== To do ==
Whenever a line below holds the word "this", copy that line.

== Record list ==
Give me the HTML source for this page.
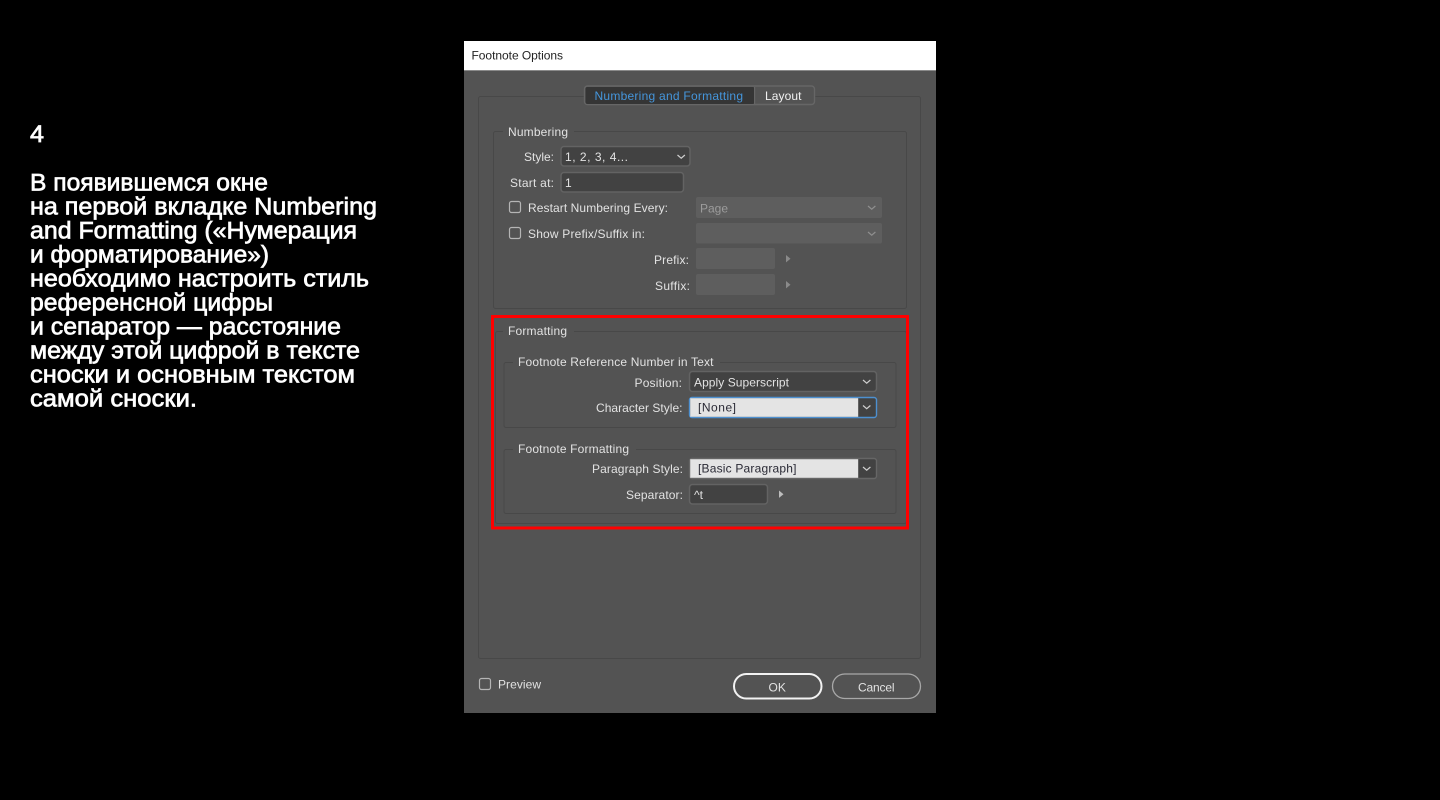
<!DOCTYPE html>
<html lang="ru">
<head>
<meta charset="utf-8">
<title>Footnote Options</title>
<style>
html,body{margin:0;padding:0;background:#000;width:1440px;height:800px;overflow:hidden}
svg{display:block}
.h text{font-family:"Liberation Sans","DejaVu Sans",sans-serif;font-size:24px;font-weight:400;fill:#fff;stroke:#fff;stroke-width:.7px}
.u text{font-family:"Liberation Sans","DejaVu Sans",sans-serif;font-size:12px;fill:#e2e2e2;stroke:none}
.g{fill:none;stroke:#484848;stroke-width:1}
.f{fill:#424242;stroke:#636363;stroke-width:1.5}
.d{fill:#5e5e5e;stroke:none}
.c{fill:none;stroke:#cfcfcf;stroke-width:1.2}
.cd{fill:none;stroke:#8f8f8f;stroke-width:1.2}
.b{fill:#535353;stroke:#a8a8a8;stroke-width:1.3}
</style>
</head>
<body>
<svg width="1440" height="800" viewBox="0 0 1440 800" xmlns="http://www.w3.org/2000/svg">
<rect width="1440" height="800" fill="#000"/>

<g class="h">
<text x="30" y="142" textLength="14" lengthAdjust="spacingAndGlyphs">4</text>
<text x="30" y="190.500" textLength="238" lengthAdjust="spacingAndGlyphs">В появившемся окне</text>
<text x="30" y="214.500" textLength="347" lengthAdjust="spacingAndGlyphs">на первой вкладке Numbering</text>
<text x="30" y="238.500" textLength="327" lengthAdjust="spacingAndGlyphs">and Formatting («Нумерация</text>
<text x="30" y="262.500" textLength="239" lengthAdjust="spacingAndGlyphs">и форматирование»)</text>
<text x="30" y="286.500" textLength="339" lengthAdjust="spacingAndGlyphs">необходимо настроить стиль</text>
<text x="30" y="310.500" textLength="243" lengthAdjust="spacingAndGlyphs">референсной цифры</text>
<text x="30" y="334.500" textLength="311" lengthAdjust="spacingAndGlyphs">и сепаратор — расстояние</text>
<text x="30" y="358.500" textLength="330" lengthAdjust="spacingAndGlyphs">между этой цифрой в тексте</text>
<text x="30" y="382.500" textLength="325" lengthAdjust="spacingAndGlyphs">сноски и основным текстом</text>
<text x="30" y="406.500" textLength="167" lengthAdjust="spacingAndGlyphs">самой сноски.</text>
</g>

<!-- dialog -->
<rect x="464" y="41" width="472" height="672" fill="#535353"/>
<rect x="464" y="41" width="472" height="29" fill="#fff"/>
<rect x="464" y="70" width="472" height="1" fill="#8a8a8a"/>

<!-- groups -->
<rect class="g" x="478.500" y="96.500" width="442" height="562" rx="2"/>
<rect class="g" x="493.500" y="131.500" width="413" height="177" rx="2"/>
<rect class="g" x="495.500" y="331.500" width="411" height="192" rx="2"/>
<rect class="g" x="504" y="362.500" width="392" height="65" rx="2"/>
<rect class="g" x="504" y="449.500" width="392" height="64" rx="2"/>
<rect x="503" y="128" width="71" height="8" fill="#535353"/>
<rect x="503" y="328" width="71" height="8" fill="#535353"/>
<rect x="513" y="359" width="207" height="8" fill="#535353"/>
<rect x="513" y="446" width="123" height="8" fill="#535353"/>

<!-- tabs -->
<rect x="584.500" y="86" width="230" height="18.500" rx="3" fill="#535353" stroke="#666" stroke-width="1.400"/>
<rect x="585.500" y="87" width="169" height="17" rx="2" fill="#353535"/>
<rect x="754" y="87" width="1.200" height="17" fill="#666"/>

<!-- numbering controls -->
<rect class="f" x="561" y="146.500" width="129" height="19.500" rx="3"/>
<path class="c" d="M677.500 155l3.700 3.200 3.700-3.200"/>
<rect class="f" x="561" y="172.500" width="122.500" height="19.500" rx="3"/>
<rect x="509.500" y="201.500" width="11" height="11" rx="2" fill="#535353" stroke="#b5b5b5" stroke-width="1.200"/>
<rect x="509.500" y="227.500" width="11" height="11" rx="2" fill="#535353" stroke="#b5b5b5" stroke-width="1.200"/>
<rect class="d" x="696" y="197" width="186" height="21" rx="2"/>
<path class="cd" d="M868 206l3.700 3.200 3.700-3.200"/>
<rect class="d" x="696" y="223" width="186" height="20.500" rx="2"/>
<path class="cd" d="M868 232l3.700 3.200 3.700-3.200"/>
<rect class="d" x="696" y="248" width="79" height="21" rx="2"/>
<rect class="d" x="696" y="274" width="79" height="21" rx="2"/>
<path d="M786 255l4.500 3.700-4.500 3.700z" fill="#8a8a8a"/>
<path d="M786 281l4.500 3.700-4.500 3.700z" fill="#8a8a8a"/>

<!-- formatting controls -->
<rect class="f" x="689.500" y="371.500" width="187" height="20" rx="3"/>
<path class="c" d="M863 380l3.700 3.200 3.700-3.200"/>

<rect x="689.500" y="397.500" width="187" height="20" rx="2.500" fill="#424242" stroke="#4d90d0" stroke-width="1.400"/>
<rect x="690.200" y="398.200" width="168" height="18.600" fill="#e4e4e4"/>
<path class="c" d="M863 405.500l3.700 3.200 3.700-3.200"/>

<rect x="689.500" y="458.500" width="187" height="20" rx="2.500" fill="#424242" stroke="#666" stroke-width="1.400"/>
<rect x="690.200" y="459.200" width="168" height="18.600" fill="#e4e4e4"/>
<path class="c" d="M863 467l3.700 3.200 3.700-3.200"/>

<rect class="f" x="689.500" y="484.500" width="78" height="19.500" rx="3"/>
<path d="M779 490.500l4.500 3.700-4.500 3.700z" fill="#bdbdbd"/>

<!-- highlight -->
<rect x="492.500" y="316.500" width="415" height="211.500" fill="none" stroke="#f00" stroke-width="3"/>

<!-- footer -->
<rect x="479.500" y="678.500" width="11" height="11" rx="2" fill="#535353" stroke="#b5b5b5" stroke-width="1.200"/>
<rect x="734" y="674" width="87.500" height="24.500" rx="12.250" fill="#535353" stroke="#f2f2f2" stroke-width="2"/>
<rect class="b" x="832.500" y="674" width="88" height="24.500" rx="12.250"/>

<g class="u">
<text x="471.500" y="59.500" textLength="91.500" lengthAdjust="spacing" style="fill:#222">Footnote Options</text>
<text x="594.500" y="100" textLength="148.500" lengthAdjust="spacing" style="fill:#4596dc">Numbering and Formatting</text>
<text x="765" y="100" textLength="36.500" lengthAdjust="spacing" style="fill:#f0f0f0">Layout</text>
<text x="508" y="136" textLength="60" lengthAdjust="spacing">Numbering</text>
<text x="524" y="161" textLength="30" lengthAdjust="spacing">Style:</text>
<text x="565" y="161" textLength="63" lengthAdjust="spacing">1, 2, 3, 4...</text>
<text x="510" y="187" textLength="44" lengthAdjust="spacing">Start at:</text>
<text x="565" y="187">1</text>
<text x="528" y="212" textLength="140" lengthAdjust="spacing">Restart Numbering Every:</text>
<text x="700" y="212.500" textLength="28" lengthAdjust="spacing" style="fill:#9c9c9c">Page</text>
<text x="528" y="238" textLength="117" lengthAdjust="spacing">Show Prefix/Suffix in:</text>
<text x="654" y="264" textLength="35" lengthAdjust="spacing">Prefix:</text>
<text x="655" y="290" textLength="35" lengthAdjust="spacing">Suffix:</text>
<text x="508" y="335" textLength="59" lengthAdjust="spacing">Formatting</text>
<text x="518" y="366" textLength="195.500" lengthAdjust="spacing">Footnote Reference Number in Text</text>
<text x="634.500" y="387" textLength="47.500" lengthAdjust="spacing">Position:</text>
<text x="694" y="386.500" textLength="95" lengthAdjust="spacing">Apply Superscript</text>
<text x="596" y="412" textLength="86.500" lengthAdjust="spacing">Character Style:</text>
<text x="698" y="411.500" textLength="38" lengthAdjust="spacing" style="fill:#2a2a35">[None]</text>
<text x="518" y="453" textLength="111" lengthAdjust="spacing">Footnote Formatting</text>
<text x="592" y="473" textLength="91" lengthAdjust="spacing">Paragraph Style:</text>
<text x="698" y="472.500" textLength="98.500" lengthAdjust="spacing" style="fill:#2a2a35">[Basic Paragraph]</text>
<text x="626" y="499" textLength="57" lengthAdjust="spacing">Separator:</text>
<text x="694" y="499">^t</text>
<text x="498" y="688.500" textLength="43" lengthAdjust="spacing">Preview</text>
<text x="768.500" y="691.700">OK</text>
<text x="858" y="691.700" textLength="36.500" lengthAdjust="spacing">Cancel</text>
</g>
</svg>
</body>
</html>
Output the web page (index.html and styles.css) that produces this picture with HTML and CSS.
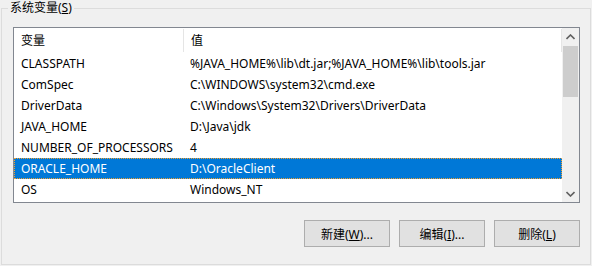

== Problem solution ==
Give me the HTML source for this page.
Output the web page (index.html and styles.css) that produces this picture with HTML and CSS.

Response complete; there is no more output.